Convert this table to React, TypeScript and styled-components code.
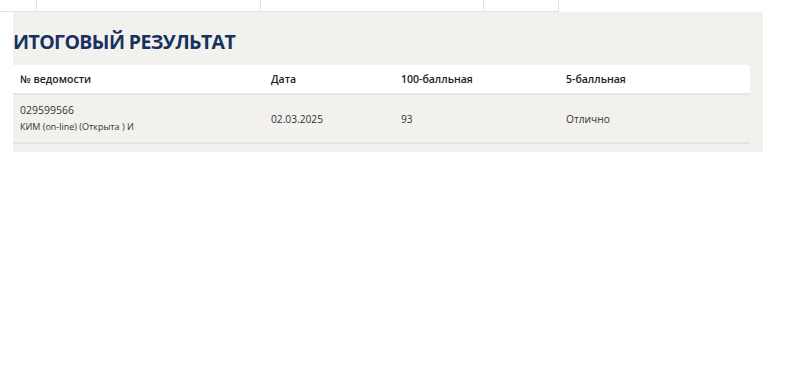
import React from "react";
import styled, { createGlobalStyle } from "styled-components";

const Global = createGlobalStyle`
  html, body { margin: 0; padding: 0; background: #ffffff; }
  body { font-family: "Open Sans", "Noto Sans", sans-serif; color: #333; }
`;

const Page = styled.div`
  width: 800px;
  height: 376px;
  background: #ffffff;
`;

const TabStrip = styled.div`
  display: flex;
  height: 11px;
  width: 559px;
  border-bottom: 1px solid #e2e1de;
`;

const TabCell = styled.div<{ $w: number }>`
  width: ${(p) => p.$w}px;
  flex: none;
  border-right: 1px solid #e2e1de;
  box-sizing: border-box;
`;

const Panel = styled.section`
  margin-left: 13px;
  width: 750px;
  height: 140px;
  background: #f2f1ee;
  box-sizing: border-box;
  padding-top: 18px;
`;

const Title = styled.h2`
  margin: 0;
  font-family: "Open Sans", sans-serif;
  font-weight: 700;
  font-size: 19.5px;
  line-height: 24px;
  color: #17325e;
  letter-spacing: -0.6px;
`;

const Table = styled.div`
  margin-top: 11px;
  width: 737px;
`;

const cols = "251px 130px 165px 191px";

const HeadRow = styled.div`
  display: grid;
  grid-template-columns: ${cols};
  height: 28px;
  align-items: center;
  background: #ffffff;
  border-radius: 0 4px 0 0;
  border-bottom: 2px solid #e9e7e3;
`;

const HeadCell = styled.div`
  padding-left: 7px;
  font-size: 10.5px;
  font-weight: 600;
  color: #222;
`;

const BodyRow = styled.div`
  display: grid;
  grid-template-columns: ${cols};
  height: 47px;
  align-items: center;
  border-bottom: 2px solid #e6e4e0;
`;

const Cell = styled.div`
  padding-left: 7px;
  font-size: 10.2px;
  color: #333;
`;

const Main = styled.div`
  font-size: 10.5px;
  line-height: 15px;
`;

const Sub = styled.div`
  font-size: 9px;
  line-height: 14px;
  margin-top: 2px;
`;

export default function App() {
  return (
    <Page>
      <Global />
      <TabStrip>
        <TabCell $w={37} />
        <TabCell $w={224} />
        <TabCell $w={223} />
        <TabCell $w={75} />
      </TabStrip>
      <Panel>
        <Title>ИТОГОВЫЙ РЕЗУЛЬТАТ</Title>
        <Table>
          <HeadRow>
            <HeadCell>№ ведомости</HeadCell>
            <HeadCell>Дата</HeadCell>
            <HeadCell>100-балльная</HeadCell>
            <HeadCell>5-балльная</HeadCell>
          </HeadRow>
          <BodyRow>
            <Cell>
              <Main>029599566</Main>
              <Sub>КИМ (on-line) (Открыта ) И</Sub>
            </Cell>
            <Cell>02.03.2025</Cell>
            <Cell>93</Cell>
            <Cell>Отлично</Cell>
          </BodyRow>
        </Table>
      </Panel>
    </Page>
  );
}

-------------------------

**STATED TASK**
Without the pictures, transcribe the listing above exactly.

**REPLY**
Convert this table to React, TypeScript and styled-components code.
import React from "react";
import styled, { createGlobalStyle } from "styled-components";

const Global = createGlobalStyle`
  html, body { margin: 0; padding: 0; background: #ffffff; }
  body { font-family: "Open Sans", "Noto Sans", sans-serif; color: #333; }
`;

const Page = styled.div`
  width: 800px;
  height: 376px;
  background: #ffffff;
`;

const TabStrip = styled.div`
  display: flex;
  height: 11px;
  width: 559px;
  border-bottom: 1px solid #e2e1de;
`;

const TabCell = styled.div<{ $w: number }>`
  width: ${(p) => p.$w}px;
  flex: none;
  border-right: 1px solid #e2e1de;
  box-sizing: border-box;
`;

const Panel = styled.section`
  margin-left: 13px;
  width: 750px;
  height: 140px;
  background: #f2f1ee;
  box-sizing: border-box;
  padding-top: 18px;
`;

const Title = styled.h2`
  margin: 0;
  font-family: "Open Sans", sans-serif;
  font-weight: 700;
  font-size: 19.5px;
  line-height: 24px;
  color: #17325e;
  letter-spacing: -0.6px;
`;

const Table = styled.div`
  margin-top: 11px;
  width: 737px;
`;

const cols = "251px 130px 165px 191px";

const HeadRow = styled.div`
  display: grid;
  grid-template-columns: ${cols};
  height: 28px;
  align-items: center;
  background: #ffffff;
  border-radius: 0 4px 0 0;
  border-bottom: 2px solid #e9e7e3;
`;

const HeadCell = styled.div`
  padding-left: 7px;
  font-size: 10.5px;
  font-weight: 600;
  color: #222;
`;

const BodyRow = styled.div`
  display: grid;
  grid-template-columns: ${cols};
  height: 47px;
  align-items: center;
  border-bottom: 2px solid #e6e4e0;
`;

const Cell = styled.div`
  padding-left: 7px;
  font-size: 10.2px;
  color: #333;
`;

const Main = styled.div`
  font-size: 10.5px;
  line-height: 15px;
`;

const Sub = styled.div`
  font-size: 9px;
  line-height: 14px;
  margin-top: 2px;
`;

export default function App() {
  return (
    <Page>
      <Global />
      <TabStrip>
        <TabCell $w={37} />
        <TabCell $w={224} />
        <TabCell $w={223} />
        <TabCell $w={75} />
      </TabStrip>
      <Panel>
        <Title>ИТОГОВЫЙ РЕЗУЛЬТАТ</Title>
        <Table>
          <HeadRow>
            <HeadCell>№ ведомости</HeadCell>
            <HeadCell>Дата</HeadCell>
            <HeadCell>100-балльная</HeadCell>
            <HeadCell>5-балльная</HeadCell>
          </HeadRow>
          <BodyRow>
            <Cell>
              <Main>029599566</Main>
              <Sub>КИМ (on-line) (Открыта ) И</Sub>
            </Cell>
            <Cell>02.03.2025</Cell>
            <Cell>93</Cell>
            <Cell>Отлично</Cell>
          </BodyRow>
        </Table>
      </Panel>
    </Page>
  );
}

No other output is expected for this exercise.